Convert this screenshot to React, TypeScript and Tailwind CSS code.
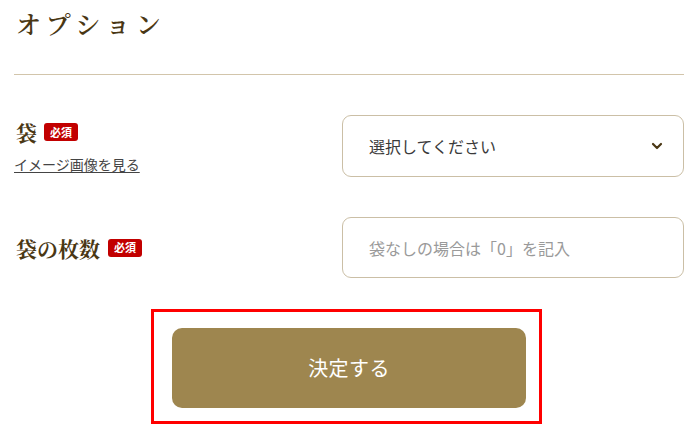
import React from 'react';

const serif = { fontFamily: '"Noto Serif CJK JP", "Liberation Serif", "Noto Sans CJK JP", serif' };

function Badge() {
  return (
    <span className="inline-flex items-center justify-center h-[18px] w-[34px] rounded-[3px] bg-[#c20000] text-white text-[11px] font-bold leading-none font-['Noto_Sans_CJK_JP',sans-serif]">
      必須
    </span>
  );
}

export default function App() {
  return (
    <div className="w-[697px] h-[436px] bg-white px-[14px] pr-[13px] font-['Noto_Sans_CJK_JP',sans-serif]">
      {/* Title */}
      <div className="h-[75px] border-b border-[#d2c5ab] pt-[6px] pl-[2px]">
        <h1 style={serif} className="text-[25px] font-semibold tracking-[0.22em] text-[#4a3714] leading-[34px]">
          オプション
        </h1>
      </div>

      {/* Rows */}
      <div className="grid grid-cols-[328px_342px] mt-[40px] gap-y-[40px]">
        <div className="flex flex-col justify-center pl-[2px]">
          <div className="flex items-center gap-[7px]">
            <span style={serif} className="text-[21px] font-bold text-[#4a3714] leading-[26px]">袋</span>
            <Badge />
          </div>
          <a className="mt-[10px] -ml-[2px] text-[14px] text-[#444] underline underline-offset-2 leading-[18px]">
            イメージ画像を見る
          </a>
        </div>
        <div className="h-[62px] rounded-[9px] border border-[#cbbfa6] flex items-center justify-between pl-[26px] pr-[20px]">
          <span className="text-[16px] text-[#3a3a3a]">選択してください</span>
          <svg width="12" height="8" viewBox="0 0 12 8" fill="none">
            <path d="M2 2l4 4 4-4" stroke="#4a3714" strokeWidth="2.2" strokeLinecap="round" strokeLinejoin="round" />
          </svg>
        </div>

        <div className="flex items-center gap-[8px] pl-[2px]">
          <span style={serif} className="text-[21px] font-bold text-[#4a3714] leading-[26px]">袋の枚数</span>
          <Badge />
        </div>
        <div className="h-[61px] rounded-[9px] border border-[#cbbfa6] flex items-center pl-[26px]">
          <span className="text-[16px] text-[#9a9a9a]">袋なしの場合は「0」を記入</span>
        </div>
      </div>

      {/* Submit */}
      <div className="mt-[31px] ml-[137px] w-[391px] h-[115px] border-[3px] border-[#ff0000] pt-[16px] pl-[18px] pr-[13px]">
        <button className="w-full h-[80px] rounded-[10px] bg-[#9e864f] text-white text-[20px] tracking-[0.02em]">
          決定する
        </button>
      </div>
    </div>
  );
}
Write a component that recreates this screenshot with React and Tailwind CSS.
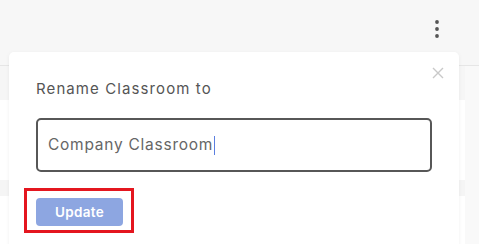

### [What to do]
Transcribe the records above exactly, leaving out every picture.

### [Solved problem]
Convert this screenshot to React, TypeScript and Tailwind CSS code.
import React from 'react';

const serif = { fontFamily: '"Noto Serif CJK JP", "Liberation Serif", "Noto Sans CJK JP", serif' };

function Badge() {
  return (
    <span className="inline-flex items-center justify-center h-[18px] w-[34px] rounded-[3px] bg-[#c20000] text-white text-[11px] font-bold leading-none font-['Noto_Sans_CJK_JP',sans-serif]">
      必須
    </span>
  );
}

export default function App() {
  return (
    <div className="w-[697px] h-[436px] bg-white px-[14px] pr-[13px] font-['Noto_Sans_CJK_JP',sans-serif]">
      {/* Title */}
      <div className="h-[75px] border-b border-[#d2c5ab] pt-[6px] pl-[2px]">
        <h1 style={serif} className="text-[25px] font-semibold tracking-[0.22em] text-[#4a3714] leading-[34px]">
          オプション
        </h1>
      </div>

      {/* Rows */}
      <div className="grid grid-cols-[328px_342px] mt-[40px] gap-y-[40px]">
        <div className="flex flex-col justify-center pl-[2px]">
          <div className="flex items-center gap-[7px]">
            <span style={serif} className="text-[21px] font-bold text-[#4a3714] leading-[26px]">袋</span>
            <Badge />
          </div>
          <a className="mt-[10px] -ml-[2px] text-[14px] text-[#444] underline underline-offset-2 leading-[18px]">
            イメージ画像を見る
          </a>
        </div>
        <div className="h-[62px] rounded-[9px] border border-[#cbbfa6] flex items-center justify-between pl-[26px] pr-[20px]">
          <span className="text-[16px] text-[#3a3a3a]">選択してください</span>
          <svg width="12" height="8" viewBox="0 0 12 8" fill="none">
            <path d="M2 2l4 4 4-4" stroke="#4a3714" strokeWidth="2.2" strokeLinecap="round" strokeLinejoin="round" />
          </svg>
        </div>

        <div className="flex items-center gap-[8px] pl-[2px]">
          <span style={serif} className="text-[21px] font-bold text-[#4a3714] leading-[26px]">袋の枚数</span>
          <Badge />
        </div>
        <div className="h-[61px] rounded-[9px] border border-[#cbbfa6] flex items-center pl-[26px]">
          <span className="text-[16px] text-[#9a9a9a]">袋なしの場合は「0」を記入</span>
        </div>
      </div>

      {/* Submit */}
      <div className="mt-[31px] ml-[137px] w-[391px] h-[115px] border-[3px] border-[#ff0000] pt-[16px] pl-[18px] pr-[13px]">
        <button className="w-full h-[80px] rounded-[10px] bg-[#9e864f] text-white text-[20px] tracking-[0.02em]">
          決定する
        </button>
      </div>
    </div>
  );
}
Write a component that recreates this screenshot with React and Tailwind CSS.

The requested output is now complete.